_STATED EXERCISE_: Everything from the line containing "What React, TypeScript" through the line containing "import React from 'react';" must be written out exactly, and nothing more; leave any pictures out.

^^^^

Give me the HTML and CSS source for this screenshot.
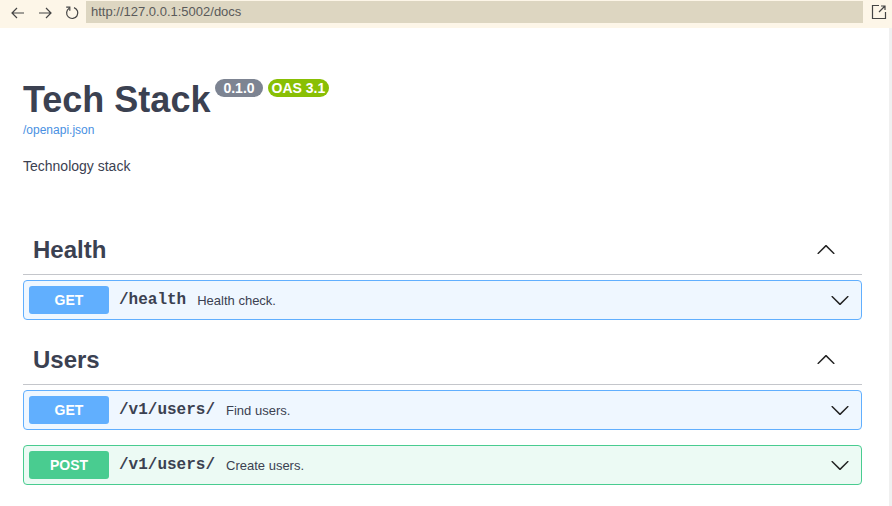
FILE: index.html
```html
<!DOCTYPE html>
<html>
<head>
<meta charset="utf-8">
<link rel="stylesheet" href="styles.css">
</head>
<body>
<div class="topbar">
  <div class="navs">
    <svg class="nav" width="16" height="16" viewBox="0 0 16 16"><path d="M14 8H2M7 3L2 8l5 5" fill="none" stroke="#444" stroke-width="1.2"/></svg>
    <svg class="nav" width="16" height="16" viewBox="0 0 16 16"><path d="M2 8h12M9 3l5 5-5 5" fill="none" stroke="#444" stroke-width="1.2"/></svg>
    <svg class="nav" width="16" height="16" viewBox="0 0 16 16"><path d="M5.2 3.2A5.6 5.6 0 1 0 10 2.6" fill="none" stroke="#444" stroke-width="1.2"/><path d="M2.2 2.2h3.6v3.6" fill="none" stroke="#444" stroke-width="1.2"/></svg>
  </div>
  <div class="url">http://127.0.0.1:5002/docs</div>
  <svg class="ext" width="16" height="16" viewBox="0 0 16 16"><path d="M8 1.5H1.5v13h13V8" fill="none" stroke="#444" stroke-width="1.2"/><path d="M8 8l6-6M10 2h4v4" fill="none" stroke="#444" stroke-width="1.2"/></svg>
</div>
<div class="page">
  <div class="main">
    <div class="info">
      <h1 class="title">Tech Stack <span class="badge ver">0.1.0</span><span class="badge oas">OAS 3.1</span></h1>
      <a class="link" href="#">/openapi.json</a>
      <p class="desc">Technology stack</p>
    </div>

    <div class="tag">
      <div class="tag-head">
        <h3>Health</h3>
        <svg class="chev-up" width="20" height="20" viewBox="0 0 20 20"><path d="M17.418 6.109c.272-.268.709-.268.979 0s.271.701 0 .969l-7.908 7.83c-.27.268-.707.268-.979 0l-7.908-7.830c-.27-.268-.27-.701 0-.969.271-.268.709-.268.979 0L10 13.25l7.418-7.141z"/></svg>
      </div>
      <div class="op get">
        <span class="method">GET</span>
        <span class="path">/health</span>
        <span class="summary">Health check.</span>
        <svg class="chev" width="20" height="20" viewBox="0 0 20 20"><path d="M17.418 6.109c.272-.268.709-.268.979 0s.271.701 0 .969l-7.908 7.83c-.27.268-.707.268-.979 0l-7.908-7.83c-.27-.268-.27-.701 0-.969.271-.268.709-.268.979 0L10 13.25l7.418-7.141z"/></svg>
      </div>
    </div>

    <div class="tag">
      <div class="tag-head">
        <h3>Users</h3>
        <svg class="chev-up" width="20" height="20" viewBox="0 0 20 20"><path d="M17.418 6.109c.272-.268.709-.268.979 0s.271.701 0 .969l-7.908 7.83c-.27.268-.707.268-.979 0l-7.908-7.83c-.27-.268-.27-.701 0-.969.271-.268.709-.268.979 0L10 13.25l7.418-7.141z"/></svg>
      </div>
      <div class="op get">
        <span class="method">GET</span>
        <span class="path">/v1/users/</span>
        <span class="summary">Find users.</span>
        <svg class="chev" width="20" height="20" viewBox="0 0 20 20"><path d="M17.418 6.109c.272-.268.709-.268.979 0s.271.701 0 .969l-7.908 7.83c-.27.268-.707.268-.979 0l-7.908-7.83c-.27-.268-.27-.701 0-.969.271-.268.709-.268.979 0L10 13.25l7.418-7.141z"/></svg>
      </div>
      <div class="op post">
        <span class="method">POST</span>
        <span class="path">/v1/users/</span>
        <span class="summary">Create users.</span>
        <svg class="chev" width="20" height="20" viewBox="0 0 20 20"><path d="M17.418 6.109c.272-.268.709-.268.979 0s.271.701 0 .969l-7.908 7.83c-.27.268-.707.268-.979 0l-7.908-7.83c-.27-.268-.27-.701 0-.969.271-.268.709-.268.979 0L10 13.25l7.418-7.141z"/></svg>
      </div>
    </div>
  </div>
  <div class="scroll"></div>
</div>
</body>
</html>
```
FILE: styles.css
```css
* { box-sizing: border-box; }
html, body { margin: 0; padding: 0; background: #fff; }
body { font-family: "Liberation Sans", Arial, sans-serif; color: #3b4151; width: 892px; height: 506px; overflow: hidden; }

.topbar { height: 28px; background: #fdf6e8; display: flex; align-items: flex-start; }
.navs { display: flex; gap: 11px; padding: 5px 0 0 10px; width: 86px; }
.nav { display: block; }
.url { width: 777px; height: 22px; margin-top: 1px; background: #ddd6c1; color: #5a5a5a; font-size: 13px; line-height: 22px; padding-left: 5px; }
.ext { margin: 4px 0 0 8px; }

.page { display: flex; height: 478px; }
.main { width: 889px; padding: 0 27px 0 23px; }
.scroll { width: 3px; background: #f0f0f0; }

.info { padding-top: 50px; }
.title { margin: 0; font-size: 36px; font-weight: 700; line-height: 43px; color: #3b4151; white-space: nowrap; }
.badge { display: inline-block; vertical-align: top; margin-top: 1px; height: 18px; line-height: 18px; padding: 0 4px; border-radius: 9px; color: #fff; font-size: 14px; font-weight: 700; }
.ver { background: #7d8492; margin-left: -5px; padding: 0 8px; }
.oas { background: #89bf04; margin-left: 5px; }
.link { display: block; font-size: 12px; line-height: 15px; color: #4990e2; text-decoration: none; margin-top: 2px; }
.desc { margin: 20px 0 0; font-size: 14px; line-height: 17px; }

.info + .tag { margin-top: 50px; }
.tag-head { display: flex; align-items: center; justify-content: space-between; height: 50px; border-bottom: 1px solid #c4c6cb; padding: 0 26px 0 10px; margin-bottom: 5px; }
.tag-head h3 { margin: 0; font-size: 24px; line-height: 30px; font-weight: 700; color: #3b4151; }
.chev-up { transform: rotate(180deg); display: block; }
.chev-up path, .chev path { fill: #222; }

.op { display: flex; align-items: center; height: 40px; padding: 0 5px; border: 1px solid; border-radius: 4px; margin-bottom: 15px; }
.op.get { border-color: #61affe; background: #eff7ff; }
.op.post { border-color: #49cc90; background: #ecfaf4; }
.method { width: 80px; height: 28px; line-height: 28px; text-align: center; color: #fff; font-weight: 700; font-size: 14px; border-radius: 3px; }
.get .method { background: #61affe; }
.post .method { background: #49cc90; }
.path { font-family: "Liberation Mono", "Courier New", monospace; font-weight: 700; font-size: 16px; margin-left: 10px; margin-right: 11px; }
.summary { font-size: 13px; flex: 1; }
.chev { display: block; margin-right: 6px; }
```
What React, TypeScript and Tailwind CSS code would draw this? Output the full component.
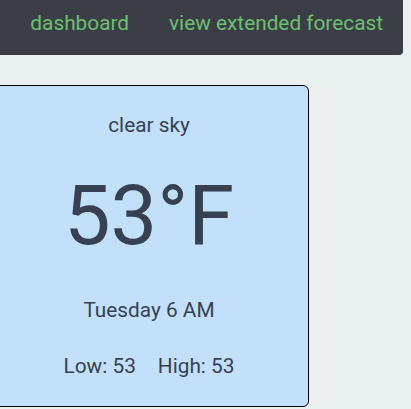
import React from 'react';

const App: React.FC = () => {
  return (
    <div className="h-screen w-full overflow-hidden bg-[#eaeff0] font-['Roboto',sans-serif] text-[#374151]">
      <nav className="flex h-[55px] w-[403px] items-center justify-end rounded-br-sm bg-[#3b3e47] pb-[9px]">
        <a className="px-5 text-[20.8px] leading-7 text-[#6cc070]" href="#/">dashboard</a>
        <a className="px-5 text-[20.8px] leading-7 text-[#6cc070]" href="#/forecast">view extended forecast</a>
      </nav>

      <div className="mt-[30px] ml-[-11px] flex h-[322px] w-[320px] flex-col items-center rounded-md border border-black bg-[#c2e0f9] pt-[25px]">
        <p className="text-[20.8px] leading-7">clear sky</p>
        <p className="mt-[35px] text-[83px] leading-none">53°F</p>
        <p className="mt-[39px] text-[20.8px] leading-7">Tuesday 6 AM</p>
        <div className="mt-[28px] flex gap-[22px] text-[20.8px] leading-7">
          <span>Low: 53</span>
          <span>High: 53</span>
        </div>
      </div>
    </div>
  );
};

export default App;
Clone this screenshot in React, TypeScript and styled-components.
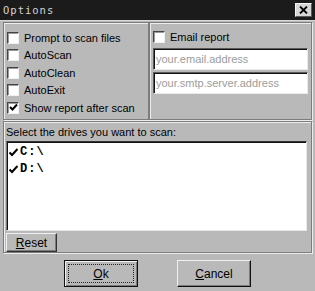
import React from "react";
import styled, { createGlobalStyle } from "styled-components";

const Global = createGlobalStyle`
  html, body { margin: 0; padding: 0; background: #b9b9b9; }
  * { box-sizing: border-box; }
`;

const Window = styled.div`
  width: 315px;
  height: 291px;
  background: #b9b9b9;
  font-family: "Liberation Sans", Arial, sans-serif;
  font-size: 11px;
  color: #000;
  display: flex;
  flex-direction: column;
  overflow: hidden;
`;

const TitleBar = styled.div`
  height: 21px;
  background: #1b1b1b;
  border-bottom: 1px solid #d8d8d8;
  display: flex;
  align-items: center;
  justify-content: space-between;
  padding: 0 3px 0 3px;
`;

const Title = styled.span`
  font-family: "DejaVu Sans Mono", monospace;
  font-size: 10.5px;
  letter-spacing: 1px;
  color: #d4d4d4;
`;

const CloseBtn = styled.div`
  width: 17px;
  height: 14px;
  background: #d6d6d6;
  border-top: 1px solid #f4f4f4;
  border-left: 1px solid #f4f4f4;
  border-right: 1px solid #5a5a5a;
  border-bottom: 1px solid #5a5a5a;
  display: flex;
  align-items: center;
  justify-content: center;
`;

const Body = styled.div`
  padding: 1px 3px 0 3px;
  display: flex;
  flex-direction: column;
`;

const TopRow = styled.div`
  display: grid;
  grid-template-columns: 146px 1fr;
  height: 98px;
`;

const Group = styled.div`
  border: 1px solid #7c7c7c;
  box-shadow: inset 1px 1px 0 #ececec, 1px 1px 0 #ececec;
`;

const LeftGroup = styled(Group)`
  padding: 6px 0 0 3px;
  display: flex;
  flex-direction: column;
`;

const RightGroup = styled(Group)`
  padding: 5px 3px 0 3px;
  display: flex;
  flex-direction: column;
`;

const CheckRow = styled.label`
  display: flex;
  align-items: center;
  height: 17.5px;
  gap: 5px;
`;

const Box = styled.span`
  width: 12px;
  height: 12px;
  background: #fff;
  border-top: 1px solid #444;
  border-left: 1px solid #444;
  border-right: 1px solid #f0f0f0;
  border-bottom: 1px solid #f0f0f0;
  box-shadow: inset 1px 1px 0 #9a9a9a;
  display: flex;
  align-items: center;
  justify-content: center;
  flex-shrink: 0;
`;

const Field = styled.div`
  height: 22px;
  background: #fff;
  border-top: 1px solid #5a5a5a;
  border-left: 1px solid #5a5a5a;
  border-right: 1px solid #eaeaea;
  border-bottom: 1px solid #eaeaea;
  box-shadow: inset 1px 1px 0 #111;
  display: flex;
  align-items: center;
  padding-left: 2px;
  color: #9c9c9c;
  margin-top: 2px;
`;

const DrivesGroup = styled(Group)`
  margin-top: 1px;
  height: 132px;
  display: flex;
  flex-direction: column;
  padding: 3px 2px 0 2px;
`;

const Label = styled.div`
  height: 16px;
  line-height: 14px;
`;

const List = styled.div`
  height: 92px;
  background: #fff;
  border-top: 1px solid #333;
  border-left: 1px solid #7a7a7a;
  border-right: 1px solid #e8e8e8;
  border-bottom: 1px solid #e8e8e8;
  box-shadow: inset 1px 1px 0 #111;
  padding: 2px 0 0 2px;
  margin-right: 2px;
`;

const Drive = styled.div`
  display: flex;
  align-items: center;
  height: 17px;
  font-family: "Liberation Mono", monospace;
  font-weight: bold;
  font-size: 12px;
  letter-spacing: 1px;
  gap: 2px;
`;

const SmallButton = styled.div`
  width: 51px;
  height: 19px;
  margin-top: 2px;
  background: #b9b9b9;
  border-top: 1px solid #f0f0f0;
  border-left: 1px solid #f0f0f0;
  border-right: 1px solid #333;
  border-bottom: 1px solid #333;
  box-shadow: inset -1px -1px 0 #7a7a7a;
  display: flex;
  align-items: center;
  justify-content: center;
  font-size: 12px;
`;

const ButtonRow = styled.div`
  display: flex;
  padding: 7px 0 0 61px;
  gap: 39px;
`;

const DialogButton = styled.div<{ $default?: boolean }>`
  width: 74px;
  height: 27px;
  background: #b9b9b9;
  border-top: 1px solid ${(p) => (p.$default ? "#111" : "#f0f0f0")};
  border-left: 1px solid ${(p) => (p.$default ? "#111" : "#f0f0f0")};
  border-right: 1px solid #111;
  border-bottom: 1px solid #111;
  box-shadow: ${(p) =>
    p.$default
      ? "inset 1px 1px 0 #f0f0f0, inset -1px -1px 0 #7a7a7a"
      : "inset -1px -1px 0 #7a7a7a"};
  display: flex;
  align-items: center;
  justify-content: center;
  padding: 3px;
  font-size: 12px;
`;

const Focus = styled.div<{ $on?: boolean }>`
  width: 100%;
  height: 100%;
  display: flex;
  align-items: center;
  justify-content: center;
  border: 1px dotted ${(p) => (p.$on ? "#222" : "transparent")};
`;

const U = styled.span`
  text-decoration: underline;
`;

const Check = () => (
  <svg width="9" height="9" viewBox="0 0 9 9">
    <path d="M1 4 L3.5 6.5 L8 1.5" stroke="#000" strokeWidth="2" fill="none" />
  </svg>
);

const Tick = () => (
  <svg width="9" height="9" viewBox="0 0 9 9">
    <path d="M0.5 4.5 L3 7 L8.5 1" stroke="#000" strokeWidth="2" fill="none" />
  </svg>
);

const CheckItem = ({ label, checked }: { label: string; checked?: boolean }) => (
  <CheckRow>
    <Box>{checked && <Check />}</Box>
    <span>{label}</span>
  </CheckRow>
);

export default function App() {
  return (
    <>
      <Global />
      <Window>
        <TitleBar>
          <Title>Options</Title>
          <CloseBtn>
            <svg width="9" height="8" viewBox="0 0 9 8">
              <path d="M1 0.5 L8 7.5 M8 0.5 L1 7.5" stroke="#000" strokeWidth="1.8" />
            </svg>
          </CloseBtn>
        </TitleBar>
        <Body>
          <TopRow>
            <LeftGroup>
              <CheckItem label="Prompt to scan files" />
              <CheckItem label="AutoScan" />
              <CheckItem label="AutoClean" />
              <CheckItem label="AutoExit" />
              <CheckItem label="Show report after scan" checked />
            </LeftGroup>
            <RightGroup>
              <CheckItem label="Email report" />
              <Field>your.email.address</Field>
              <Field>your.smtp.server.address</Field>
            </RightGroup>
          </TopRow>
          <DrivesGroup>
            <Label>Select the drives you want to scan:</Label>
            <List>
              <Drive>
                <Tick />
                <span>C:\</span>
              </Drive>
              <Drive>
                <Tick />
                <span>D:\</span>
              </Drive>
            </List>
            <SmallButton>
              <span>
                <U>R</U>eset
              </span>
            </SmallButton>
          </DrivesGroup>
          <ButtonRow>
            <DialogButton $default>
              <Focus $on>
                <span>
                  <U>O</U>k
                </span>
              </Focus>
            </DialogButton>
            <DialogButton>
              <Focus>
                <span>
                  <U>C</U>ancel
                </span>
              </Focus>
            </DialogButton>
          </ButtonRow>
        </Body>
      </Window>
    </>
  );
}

^^^^

_EXERCISE RESULT_:
What React, TypeScript and Tailwind CSS code would draw this? Output the full component.
import React from 'react';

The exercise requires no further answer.